Kosten:Die laufenden Kosten einer Reise in Indien sind aufgrund des sehr hohen Wertgefälles niedrig. Hotelkosten in Touristenorten bei 8 - 12 Euro für ein sauberes Doppelzimmer mit Warmwasser, Reiseregion Nordindien. Hauptstädte teurer. Die Route am NH 21 ist durchgehend auf touristische Ansprüche ausgerichtet. Speziell in Lahaul bietet die in tibetischer Hand befindliche Gastronomie ein gutes Niveau. Im übrigen Indien sind dagegen viele Hotels qualitativ nicht für europäische Ansprüche geeignet.

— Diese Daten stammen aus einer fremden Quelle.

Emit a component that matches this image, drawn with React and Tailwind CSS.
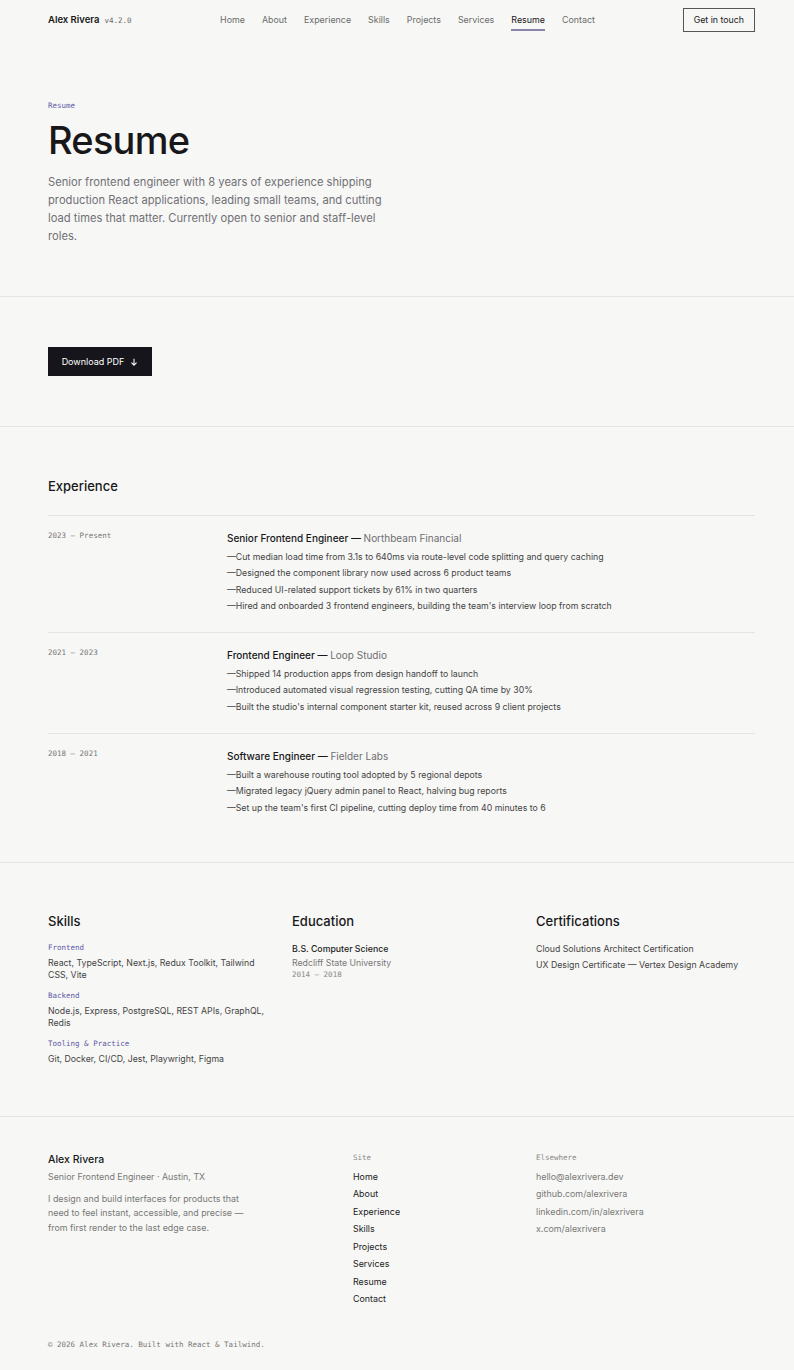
const navLinks = ["Home", "About", "Experience", "Skills", "Projects", "Services", "Resume", "Contact"];

const jobs = [
  {
    dates: "2023 — Present",
    role: "Senior Frontend Engineer",
    company: "Northbeam Financial",
    points: [
      "Cut median load time from 3.1s to 640ms via route-level code splitting and query caching",
      "Designed the component library now used across 6 product teams",
      "Reduced UI-related support tickets by 61% in two quarters",
      "Hired and onboarded 3 frontend engineers, building the team's interview loop from scratch",
    ],
  },
  {
    dates: "2021 — 2023",
    role: "Frontend Engineer",
    company: "Loop Studio",
    points: [
      "Shipped 14 production apps from design handoff to launch",
      "Introduced automated visual regression testing, cutting QA time by 30%",
      "Built the studio's internal component starter kit, reused across 9 client projects",
    ],
  },
  {
    dates: "2018 — 2021",
    role: "Software Engineer",
    company: "Fielder Labs",
    points: [
      "Built a warehouse routing tool adopted by 5 regional depots",
      "Migrated legacy jQuery admin panel to React, halving bug reports",
      "Set up the team's first CI pipeline, cutting deploy time from 40 minutes to 6",
    ],
  },
];

const skills = [
  { label: "Frontend", items: "React, TypeScript, Next.js, Redux Toolkit, Tailwind CSS, Vite" },
  { label: "Backend", items: "Node.js, Express, PostgreSQL, REST APIs, GraphQL, Redis" },
  { label: "Tooling & Practice", items: "Git, Docker, CI/CD, Jest, Playwright, Figma" },
];

const elsewhere = ["hello@alexrivera.dev", "github.com/alexrivera", "linkedin.com/in/alexrivera", "x.com/alexrivera"];

const mono = "font-['DejaVu_Sans_Mono','Liberation_Mono',monospace]";

export default function App() {
  return (
    <div className="min-h-[1370px] bg-[#f7f7f5] font-['Inter','Noto_Sans',sans-serif] text-[#18181b]">
      {/* nav */}
      <header className="flex h-10 items-center justify-between pl-12 pr-[39px]">
        <div className="flex w-[150px] items-baseline gap-[5px]">
          <span className="text-[9.5px] font-semibold">Alex Rivera</span>
          <span className={`${mono} text-[7.5px] text-[#6b6b6b]`}>v4.2.0</span>
        </div>
        <nav className="ml-[12px] flex items-center gap-[17px] text-[8.9px] text-[#6b6b6b]">
          {navLinks.map((l) =>
            l === "Resume" ? (
              <span key={l} className="relative text-[#18181b]">
                {l}
                <span className="absolute -bottom-[4px] left-0 right-0 h-[1.5px] bg-[#8a84ad]" />
              </span>
            ) : (
              <span key={l}>{l}</span>
            )
          )}
        </nav>
        <div className="flex w-[150px] justify-end">
          <button className="h-6 border border-[#555] px-[10px] text-[8.8px] text-[#18181b]">Get in touch</button>
        </div>
      </header>

      {/* hero */}
      <section className="border-b border-[#e4e4e1] pb-[51px] pl-12 pr-[39px] pt-[61px]">
        <div className={`${mono} text-[7.5px] leading-[10px] text-[#5d57a8]`}>Resume</div>
        <h1 className="mt-[9px] text-[38px] font-medium leading-[40px] tracking-[-0.02em]">Resume</h1>
        <p className="mt-[13px] max-w-[340px] text-[11.2px] leading-[18px] text-[#707075]">
          Senior frontend engineer with 8 years of experience shipping production React applications, leading small teams, and cutting load times that matter. Currently open to senior and staff-level roles.
        </p>
      </section>

      {/* download */}
      <section className="border-b border-[#e4e4e1] pb-[50px] pl-12 pr-[39px] pt-[50px]">
        <button className="flex h-[29px] w-[104px] items-center justify-center gap-[6px] bg-[#15151b] text-[9px] text-white">
          Download PDF
          <svg width="8" height="8" viewBox="0 0 10 10" fill="none" stroke="currentColor" strokeWidth="1.3">
            <path d="M5 1v8M1.8 5.8 5 9l3.2-3.2" />
          </svg>
        </button>
      </section>

      {/* experience */}
      <section className="border-b border-[#e4e4e1] pb-[28px] pl-12 pr-[39px] pt-[50px]">
        <h2 className="text-[13px] font-medium leading-[18px]">Experience</h2>
        <div className="mt-[20px]">
          {jobs.map((j) => (
            <div key={j.role} className="grid grid-cols-[179px_1fr] border-t border-[#e4e4e1] pb-[18px] pt-[15px]">
              <div className={`${mono} text-[7.5px] leading-[10px] text-[#777]`}>{j.dates}</div>
              <div>
                <div className="text-[10px] leading-[14px]">
                  <span className="font-medium">{j.role} — </span>
                  <span className="text-[#6e6e73]">{j.company}</span>
                </div>
                <ul className="mt-[4px] text-[8.75px] leading-[16.3px] text-[#444]">
                  {j.points.map((p) => (
                    <li key={p}>—{p}</li>
                  ))}
                </ul>
              </div>
            </div>
          ))}
        </div>
      </section>

      {/* skills / education / certs */}
      <section className="grid grid-cols-3 gap-x-[25px] border-b border-[#e4e4e1] pb-[51px] pl-12 pr-[39px] pt-[49px]">
        <div>
          <h2 className="text-[13px] font-medium leading-[18px]">Skills</h2>
          <div className="mt-[13px] flex flex-col gap-[10px]">
            {skills.map((s) => (
              <div key={s.label}>
                <div className={`${mono} text-[7.5px] leading-[10px] text-[#5d57a8]`}>{s.label}</div>
                <div className="mt-[4px] text-[8.75px] leading-[12px] text-[#444]">{s.items}</div>
              </div>
            ))}
          </div>
        </div>
        <div>
          <h2 className="text-[13px] font-medium leading-[18px]">Education</h2>
          <div className="mt-[13px] text-[8.75px] leading-[12px]">
            <div className="font-medium text-[#222]">B.S. Computer Science</div>
            <div className="mt-[2px] text-[#777]">Redcliff State University</div>
            <div className={`${mono} text-[7.5px] text-[#888]`}>2014 — 2018</div>
          </div>
        </div>
        <div>
          <h2 className="text-[13px] font-medium leading-[18px]">Certifications</h2>
          <div className="mt-[11px] text-[8.75px] leading-[16px] text-[#444]">
            <div>Cloud Solutions Architect Certification</div>
            <div>UX Design Certificate — Vertex Design Academy</div>
          </div>
        </div>
      </section>

      {/* footer */}
      <footer className="pb-[22px] pl-12 pr-[39px] pt-[36px]">
        <div className="grid grid-cols-12 gap-x-[25px]">
          <div className="col-span-5">
            <div className="text-[10.5px] font-medium leading-[14px]">Alex Rivera</div>
            <div className="mt-[3px] text-[8.9px] leading-[14px] text-[#777]">Senior Frontend Engineer · Austin, TX</div>
            <p className="mt-[8px] max-w-[200px] text-[8.9px] leading-[14.5px] text-[#777]">
              I design and build interfaces for products that need to feel instant, accessible, and precise — from first render to the last edge case.
            </p>
          </div>
          <div className="col-span-3">
            <div className={`${mono} text-[7.5px] leading-[10px] text-[#888]`}>Site</div>
            <ul className="mt-[5px] text-[8.9px] leading-[17.5px] text-[#222]">
              {navLinks.map((l) => (
                <li key={l}>{l}</li>
              ))}
            </ul>
          </div>
          <div className="col-span-4">
            <div className={`${mono} text-[7.5px] leading-[10px] text-[#888]`}>Elsewhere</div>
            <ul className="mt-[5px] text-[8.9px] leading-[17.5px] text-[#777]">
              {elsewhere.map((l) => (
                <li key={l}>{l}</li>
              ))}
            </ul>
          </div>
        </div>
        <div className={`${mono} mt-[32px] text-[7.5px] leading-[10px] text-[#777]`}>© 2026 Alex Rivera. Built with React &amp; Tailwind.</div>
      </footer>
    </div>
  );
}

Die Übernachtungskosten an der durch Inlandstourismus stark entwickelten Südseite des Passes liegen jedoch deutlich höher. In Solang muss mit Zimmerpreisen bei 25 Euro gerechnet werden. Ebenso werden an den exponierten und stark nachgefragten Resthouses in Khoksar und Marhi hohe Preise an Touristen berechnet. Dies nivelliert sich bei den anschließenden Ortschaften. Schon Keylong kann man aus europäischer Sicht als ausgesprochen preisgünstig bewerten (abhängig vom gewählten Unterkunftsplatz). Essen ist sehr günstig ab 1,50 EUR pro Mahlzeit.
Organisierte Abenteuerreisen in diese Region, gebucht ab Deutschland, sind hingegen extrem teuer und vorwiegend für Teilnehmer interessant, die sich alleine den Belastungen und der Orientierung nicht gewachsen fühlen.